» **WHAT THIS TASK INVOLVES**
Copy the listing below in full and skip every picture.

» **COLLECTED MATERIAL**
•••

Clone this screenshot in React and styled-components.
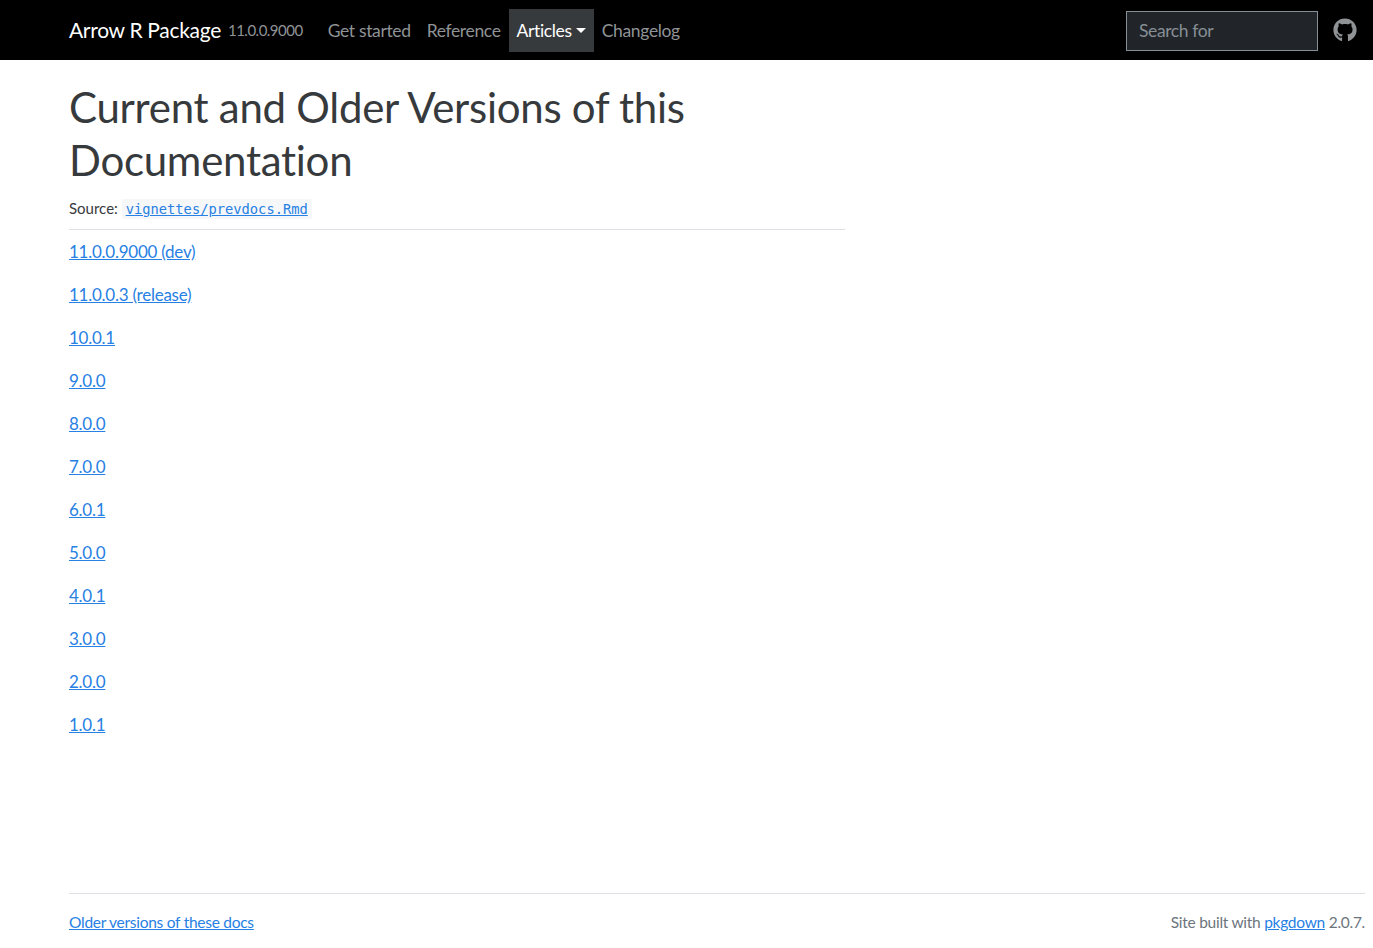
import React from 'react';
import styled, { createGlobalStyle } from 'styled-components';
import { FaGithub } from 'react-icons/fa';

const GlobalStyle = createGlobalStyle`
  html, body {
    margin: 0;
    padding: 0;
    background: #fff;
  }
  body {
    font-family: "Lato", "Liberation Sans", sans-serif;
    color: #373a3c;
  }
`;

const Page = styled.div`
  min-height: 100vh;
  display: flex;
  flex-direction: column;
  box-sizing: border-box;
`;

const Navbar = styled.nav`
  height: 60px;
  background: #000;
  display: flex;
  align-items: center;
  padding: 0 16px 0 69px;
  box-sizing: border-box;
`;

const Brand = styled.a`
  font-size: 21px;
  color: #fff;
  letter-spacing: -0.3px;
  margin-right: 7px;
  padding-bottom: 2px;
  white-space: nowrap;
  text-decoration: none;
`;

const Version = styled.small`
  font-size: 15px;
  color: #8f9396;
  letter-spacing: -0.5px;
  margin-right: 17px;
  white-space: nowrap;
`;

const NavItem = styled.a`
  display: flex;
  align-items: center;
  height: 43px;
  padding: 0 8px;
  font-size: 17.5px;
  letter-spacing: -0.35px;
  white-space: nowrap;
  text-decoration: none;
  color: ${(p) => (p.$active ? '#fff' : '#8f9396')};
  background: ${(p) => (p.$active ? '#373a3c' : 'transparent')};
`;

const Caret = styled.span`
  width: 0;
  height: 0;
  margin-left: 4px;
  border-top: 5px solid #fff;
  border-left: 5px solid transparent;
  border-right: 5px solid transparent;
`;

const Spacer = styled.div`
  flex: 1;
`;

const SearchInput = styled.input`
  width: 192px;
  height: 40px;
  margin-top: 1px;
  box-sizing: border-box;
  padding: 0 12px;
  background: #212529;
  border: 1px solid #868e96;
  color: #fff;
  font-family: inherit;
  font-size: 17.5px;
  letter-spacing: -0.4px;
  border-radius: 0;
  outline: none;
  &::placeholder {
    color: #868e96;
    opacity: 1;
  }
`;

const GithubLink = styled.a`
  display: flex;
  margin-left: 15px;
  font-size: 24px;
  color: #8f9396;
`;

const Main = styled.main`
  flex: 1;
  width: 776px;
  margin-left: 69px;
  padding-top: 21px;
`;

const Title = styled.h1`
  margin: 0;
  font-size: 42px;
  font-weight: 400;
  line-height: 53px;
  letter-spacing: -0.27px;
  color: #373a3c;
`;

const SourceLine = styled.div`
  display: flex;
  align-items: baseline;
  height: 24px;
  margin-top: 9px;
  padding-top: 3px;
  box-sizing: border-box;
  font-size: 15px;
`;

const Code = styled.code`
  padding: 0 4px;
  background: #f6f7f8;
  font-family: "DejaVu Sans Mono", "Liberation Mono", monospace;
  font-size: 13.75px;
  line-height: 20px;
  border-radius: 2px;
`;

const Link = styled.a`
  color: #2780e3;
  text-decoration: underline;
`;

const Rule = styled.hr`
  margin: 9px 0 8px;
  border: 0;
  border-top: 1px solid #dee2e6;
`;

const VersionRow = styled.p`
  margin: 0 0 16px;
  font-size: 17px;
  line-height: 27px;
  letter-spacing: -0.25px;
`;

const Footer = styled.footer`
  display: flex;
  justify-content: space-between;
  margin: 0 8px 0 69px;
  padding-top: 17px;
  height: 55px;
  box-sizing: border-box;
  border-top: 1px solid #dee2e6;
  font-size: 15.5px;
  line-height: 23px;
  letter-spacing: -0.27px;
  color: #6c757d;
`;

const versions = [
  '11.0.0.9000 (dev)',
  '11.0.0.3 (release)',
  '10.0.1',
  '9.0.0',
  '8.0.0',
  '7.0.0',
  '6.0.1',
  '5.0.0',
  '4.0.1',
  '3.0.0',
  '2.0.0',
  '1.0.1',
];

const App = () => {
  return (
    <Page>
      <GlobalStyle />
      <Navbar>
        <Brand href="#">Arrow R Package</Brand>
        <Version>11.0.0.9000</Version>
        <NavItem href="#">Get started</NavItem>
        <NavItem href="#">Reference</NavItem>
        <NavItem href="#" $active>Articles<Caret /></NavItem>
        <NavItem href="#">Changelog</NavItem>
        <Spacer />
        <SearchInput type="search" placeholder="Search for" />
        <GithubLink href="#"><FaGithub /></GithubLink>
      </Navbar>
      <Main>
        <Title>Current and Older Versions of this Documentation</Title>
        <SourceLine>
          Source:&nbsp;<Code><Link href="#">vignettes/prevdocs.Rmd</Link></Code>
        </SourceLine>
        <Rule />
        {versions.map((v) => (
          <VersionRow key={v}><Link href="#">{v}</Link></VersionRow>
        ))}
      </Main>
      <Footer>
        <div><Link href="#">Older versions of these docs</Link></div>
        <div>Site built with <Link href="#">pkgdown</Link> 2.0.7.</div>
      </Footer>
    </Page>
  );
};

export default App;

•••

» **WORKED ANSWER**
Clone this screenshot in React and styled-components.
import React from 'react';
import styled, { createGlobalStyle } from 'styled-components';
import { FaGithub } from 'react-icons/fa';

const GlobalStyle = createGlobalStyle`
  html, body {
    margin: 0;
    padding: 0;
    background: #fff;
  }
  body {
    font-family: "Lato", "Liberation Sans", sans-serif;
    color: #373a3c;
  }
`;

const Page = styled.div`
  min-height: 100vh;
  display: flex;
  flex-direction: column;
  box-sizing: border-box;
`;

const Navbar = styled.nav`
  height: 60px;
  background: #000;
  display: flex;
  align-items: center;
  padding: 0 16px 0 69px;
  box-sizing: border-box;
`;

const Brand = styled.a`
  font-size: 21px;
  color: #fff;
  letter-spacing: -0.3px;
  margin-right: 7px;
  padding-bottom: 2px;
  white-space: nowrap;
  text-decoration: none;
`;

const Version = styled.small`
  font-size: 15px;
  color: #8f9396;
  letter-spacing: -0.5px;
  margin-right: 17px;
  white-space: nowrap;
`;

const NavItem = styled.a`
  display: flex;
  align-items: center;
  height: 43px;
  padding: 0 8px;
  font-size: 17.5px;
  letter-spacing: -0.35px;
  white-space: nowrap;
  text-decoration: none;
  color: ${(p) => (p.$active ? '#fff' : '#8f9396')};
  background: ${(p) => (p.$active ? '#373a3c' : 'transparent')};
`;

const Caret = styled.span`
  width: 0;
  height: 0;
  margin-left: 4px;
  border-top: 5px solid #fff;
  border-left: 5px solid transparent;
  border-right: 5px solid transparent;
`;

const Spacer = styled.div`
  flex: 1;
`;

const SearchInput = styled.input`
  width: 192px;
  height: 40px;
  margin-top: 1px;
  box-sizing: border-box;
  padding: 0 12px;
  background: #212529;
  border: 1px solid #868e96;
  color: #fff;
  font-family: inherit;
  font-size: 17.5px;
  letter-spacing: -0.4px;
  border-radius: 0;
  outline: none;
  &::placeholder {
    color: #868e96;
    opacity: 1;
  }
`;

const GithubLink = styled.a`
  display: flex;
  margin-left: 15px;
  font-size: 24px;
  color: #8f9396;
`;

const Main = styled.main`
  flex: 1;
  width: 776px;
  margin-left: 69px;
  padding-top: 21px;
`;

const Title = styled.h1`
  margin: 0;
  font-size: 42px;
  font-weight: 400;
  line-height: 53px;
  letter-spacing: -0.27px;
  color: #373a3c;
`;

const SourceLine = styled.div`
  display: flex;
  align-items: baseline;
  height: 24px;
  margin-top: 9px;
  padding-top: 3px;
  box-sizing: border-box;
  font-size: 15px;
`;

const Code = styled.code`
  padding: 0 4px;
  background: #f6f7f8;
  font-family: "DejaVu Sans Mono", "Liberation Mono", monospace;
  font-size: 13.75px;
  line-height: 20px;
  border-radius: 2px;
`;

const Link = styled.a`
  color: #2780e3;
  text-decoration: underline;
`;

const Rule = styled.hr`
  margin: 9px 0 8px;
  border: 0;
  border-top: 1px solid #dee2e6;
`;

const VersionRow = styled.p`
  margin: 0 0 16px;
  font-size: 17px;
  line-height: 27px;
  letter-spacing: -0.25px;
`;

const Footer = styled.footer`
  display: flex;
  justify-content: space-between;
  margin: 0 8px 0 69px;
  padding-top: 17px;
  height: 55px;
  box-sizing: border-box;
  border-top: 1px solid #dee2e6;
  font-size: 15.5px;
  line-height: 23px;
  letter-spacing: -0.27px;
  color: #6c757d;
`;

const versions = [
  '11.0.0.9000 (dev)',
  '11.0.0.3 (release)',
  '10.0.1',
  '9.0.0',
  '8.0.0',
  '7.0.0',
  '6.0.1',
  '5.0.0',
  '4.0.1',
  '3.0.0',
  '2.0.0',
  '1.0.1',
];

const App = () => {
  return (
    <Page>
      <GlobalStyle />
      <Navbar>
        <Brand href="#">Arrow R Package</Brand>
        <Version>11.0.0.9000</Version>
        <NavItem href="#">Get started</NavItem>
        <NavItem href="#">Reference</NavItem>
        <NavItem href="#" $active>Articles<Caret /></NavItem>
        <NavItem href="#">Changelog</NavItem>
        <Spacer />
        <SearchInput type="search" placeholder="Search for" />
        <GithubLink href="#"><FaGithub /></GithubLink>
      </Navbar>
      <Main>
        <Title>Current and Older Versions of this Documentation</Title>
        <SourceLine>
          Source:&nbsp;<Code><Link href="#">vignettes/prevdocs.Rmd</Link></Code>
        </SourceLine>
        <Rule />
        {versions.map((v) => (
          <VersionRow key={v}><Link href="#">{v}</Link></VersionRow>
        ))}
      </Main>
      <Footer>
        <div><Link href="#">Older versions of these docs</Link></div>
        <div>Site built with <Link href="#">pkgdown</Link> 2.0.7.</div>
      </Footer>
    </Page>
  );
};

export default App;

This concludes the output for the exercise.